If we go back 90-odd years, things were never rosy between Singh and the Sangh. During the late 1920s, the founder of RSS, KB Hedgewar was completely focused on developing the organisational framework for his new outfit and he steered clear of anti-colonial politics. He was so busy in strengthening his clutch on Hindus that he never showed interest in even the Congress’ efforts towards the freedom struggle. Likewise, the British never considered Hedgewar a threat and labelled him the same in their annual intelligence reports. Finally, when Bhagat Singh was executed in 1931, Hedgewar was busy in Varanasi arranging RSS programs and had nothing to say about this gross travesty of justice.

Another Sangh ideologue of the time, Vinayak Damodar Savarkar was busy bringing together the upper-caste Hindus and untouchables during Singh’s final days.
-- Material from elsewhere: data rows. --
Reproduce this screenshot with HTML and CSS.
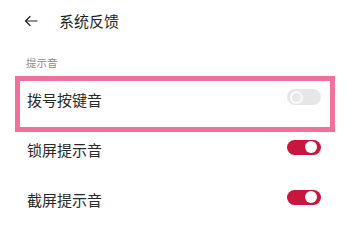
FILE: index.html
```html
<!DOCTYPE html>
<html lang="zh-CN">
<head>
    <meta charset="UTF-8">
    <meta name="viewport" content="width=device-width, initial-scale=1.0">
    <title>系统反馈</title>
    <link rel="stylesheet" href="styles.css">
</head>
<body>
    <div class="header">
        <svg class="back" width="14" height="12" viewBox="0 0 14 12">
            <path d="M13 6H1.5M6 1.5L1.5 6l4.5 4.5" fill="none" stroke="#222" stroke-width="1.2" stroke-linecap="round" stroke-linejoin="round"/>
        </svg>
        <span class="title">系统反馈</span>
    </div>

    <div class="section-label">提示音</div>

    <div class="list">
        <div class="row marked">
            <span class="label">拨号按键音</span>
            <span class="switch"></span>
        </div>
        <div class="row">
            <span class="label">锁屏提示音</span>
            <span class="switch on"></span>
        </div>
        <div class="row">
            <span class="label">截屏提示音</span>
            <span class="switch on"></span>
        </div>
    </div>
</body>
</html>
```

FILE: styles.css
```css
body {
    margin: 0;
    background: #fff;
    font-family: "Noto Sans CJK SC", "Noto Sans", sans-serif;
    color: #222;
}
.header {
    height: 42px;
    display: flex;
    align-items: center;
    padding-left: 24px;
}
.back {
    margin-right: 21px;
}
.title {
    font-size: 15px;
    line-height: 20px;
    color: #1f1f1f;
}
.section-label {
    margin-top: 14px;
    padding-left: 26px;
    font-size: 10.5px;
    line-height: 14px;
    color: #8c8c8c;
}
.list {
    margin-top: 5px;
}
.row {
    position: relative;
    height: 50px;
    display: flex;
    align-items: center;
    justify-content: space-between;
    padding: 0 29px 0 27px;
}
.label {
    font-size: 15px;
    line-height: 20px;
    color: #2a2a2a;
}

/* highlight frame drawn over the first row */
.marked::after {
    content: "";
    position: absolute;
    top: 1px;
    bottom: -7px;
    left: 15px;
    right: 15px;
    border: 5px solid #f2719b;
}

.switch {
    width: 34px;
    height: 16px;
    border-radius: 8px;
    background: #e6e6e6;
    display: flex;
    align-items: center;
    padding: 0 3px;
    box-sizing: border-box;
    margin-top: -6px;
}
.switch::before {
    content: "";
    width: 13px;
    height: 13px;
    box-sizing: border-box;
    border-radius: 50%;
    border: 2px solid #fafafa;
    background: #e8e8e8;
}
.switch.on {
    height: 15px;
    border-radius: 7.5px;
    background: #c8173f;
    justify-content: flex-end;
    padding: 0 4px;
}
.switch.on::before {
    width: 12px;
    height: 12px;
    border: none;
    background: #fff;
}
```
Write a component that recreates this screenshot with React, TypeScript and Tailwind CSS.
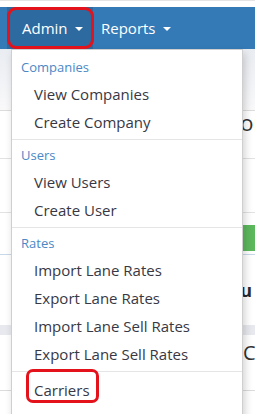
import React from 'react';

type Entry =
  | { kind: 'header'; label: string }
  | { kind: 'item'; label: string }
  | { kind: 'divider' };

const menu: Entry[] = [
  { kind: 'header', label: 'Companies' },
  { kind: 'item', label: 'View Companies' },
  { kind: 'item', label: 'Create Company' },
  { kind: 'divider' },
  { kind: 'header', label: 'Users' },
  { kind: 'item', label: 'View Users' },
  { kind: 'item', label: 'Create User' },
  { kind: 'divider' },
  { kind: 'header', label: 'Rates' },
  { kind: 'item', label: 'Import Lane Rates' },
  { kind: 'item', label: 'Export Lane Rates' },
  { kind: 'item', label: 'Import Lane Sell Rates' },
  { kind: 'item', label: 'Export Lane Sell Rates' },
  { kind: 'divider' },
  { kind: 'item', label: 'Carriers' },
  { kind: 'item', label: 'Carrier Accounts' },
];

function Caret() {
  return (
    <span className="ml-[7px] inline-block w-0 h-0 border-t-[4px] border-t-white border-x-[4px] border-x-transparent translate-y-[1px]" />
  );
}

export default function App() {
  return (
    <div className="relative w-[255px] h-[414px] overflow-hidden bg-white font-['Open_Sans',sans-serif]">
      {/* top strip */}
      <div className="h-[7px] bg-white border-t border-[#e4e4e4]" />

      {/* navbar */}
      <nav className="h-[42px] bg-[#347ab6] flex text-white text-[15px]">
        <div className="ml-[7px] w-[86px] flex items-center pl-[15px] bg-[#2c6a9f]">
          Admin
          <Caret />
        </div>
        <div className="flex items-center pl-[8px]">
          Reports
          <Caret />
        </div>
      </nav>

      {/* page content behind the menu */}
      <main className="text-[#333]">
        <div className="h-[62px] bg-gradient-to-b from-[#e9ecf1] to-[#f9f9fa] border-b border-[#dcdcdc]" />
        <div className="h-[48px] border-b border-[#e2e2e2] flex justify-end overflow-hidden">
          <span className="text-[22px] leading-[22px] whitespace-nowrap mr-[-12px]">Information</span>
        </div>
        <div className="h-[54px] border-b border-[#e2e2e2]" />
        <div className="h-[42px] border-b border-[#c9d8e8] flex justify-end">
          <div className="mt-[12px] h-[26px] w-[13px] bg-[#5cb85c]" />
        </div>
        <div className="h-[70px] flex justify-end items-center overflow-hidden">
          <span className="text-[18px] font-bold whitespace-nowrap mr-[3px] text-[#2b2b2b]">Menu</span>
        </div>
        <div className="h-[10px] bg-[#e7e9ef]" />
        <div className="h-[56px] border-b border-[#dcdcdc] flex items-start overflow-hidden">
          <span className="mt-[7px] pl-[243px] text-[20px] leading-[22px] whitespace-nowrap">Contacts</span>
        </div>
      </main>

      {/* dropdown menu */}
      <div className="absolute left-[11px] top-[49px] w-[232px] bg-white border border-[#cfcfcf] shadow-[2px_4px_8px_rgba(0,0,0,0.18)] pt-[6px]">
        {menu.map((e, i) => {
          if (e.kind === 'divider') {
            return <div key={i} className="mt-[3px] mb-[4px] h-px bg-[#e5e5e5]" />;
          }
          if (e.kind === 'header') {
            return (
              <div key={i} className="h-[24px] flex items-center pl-[9px] text-[13px] text-[#4a88c6]">
                {e.label}
              </div>
            );
          }
          return (
            <div key={i} className="h-[28px] flex items-center pl-[22px] text-[15px] text-[#383844] whitespace-nowrap">
              {e.label}
            </div>
          );
        })}
      </div>

      {/* red highlight boxes */}
      <div className="absolute left-[7px] top-[7px] w-[87px] h-[42px] border-[3px] border-[#e3121b] rounded-[9px]" />
      <div className="absolute left-[26px] top-[369px] w-[73px] h-[34px] border-[3px] border-[#e3121b] rounded-[7px]" />
    </div>
  );
}
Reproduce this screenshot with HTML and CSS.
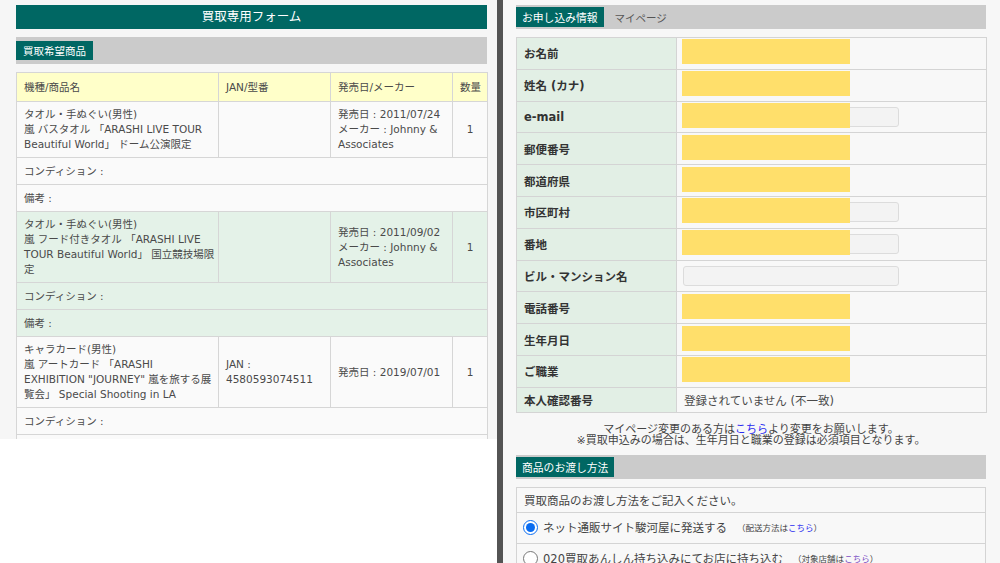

Savarkar was more pro-British than even Hedgewar and was released by the British from jail after he pledged to never practice politics again. Also, Savarkar was typically infamous because of his multiple pleading letters and requests of mercy to the British. We can take a pause and compare this with what Singh did instead. In fact, Balasahab Deoras, the third chief of the RSS had less than flattering things to say about Singh and his contemporaries in his writings.

RSS thinking and ideology is expressed in its regular magazines/newspapers and surprisingly there is not a single line challenging, exposing, criticising or confronting the British rule in their entire literature from 1925 to 1947. It is also well documented that the Sangh did not take part in the Quit India movement but there is more to it than just maintaining the status-quo. Syama Prasad Mukherjee, who was then the Hindu Mahasabha president and later founded the Bharatiya Jana Sangh (which would evolve into the BJP) collaborated with the British to kill the Quit India Movement. So, how on the earth does today’s BJP try to lay claim to Bhagat Singh, a young maverick whose only life goal was to see an independent India and a vocal Marxist, a word that cannot go down the throat of a single BJP affiliate.

Bhagat Singh is not the only one from history books whom the Sangh has tried to retroactively claim. They’ve vehemently laid similar claims on Sardar Patel and Ambedkar. In the absence of a nationally acceptable hero of their own, this liberal co-opting of those who have nothing in common with their ideology seems a desperate or perhaps a sly agenda on part of the Sangh.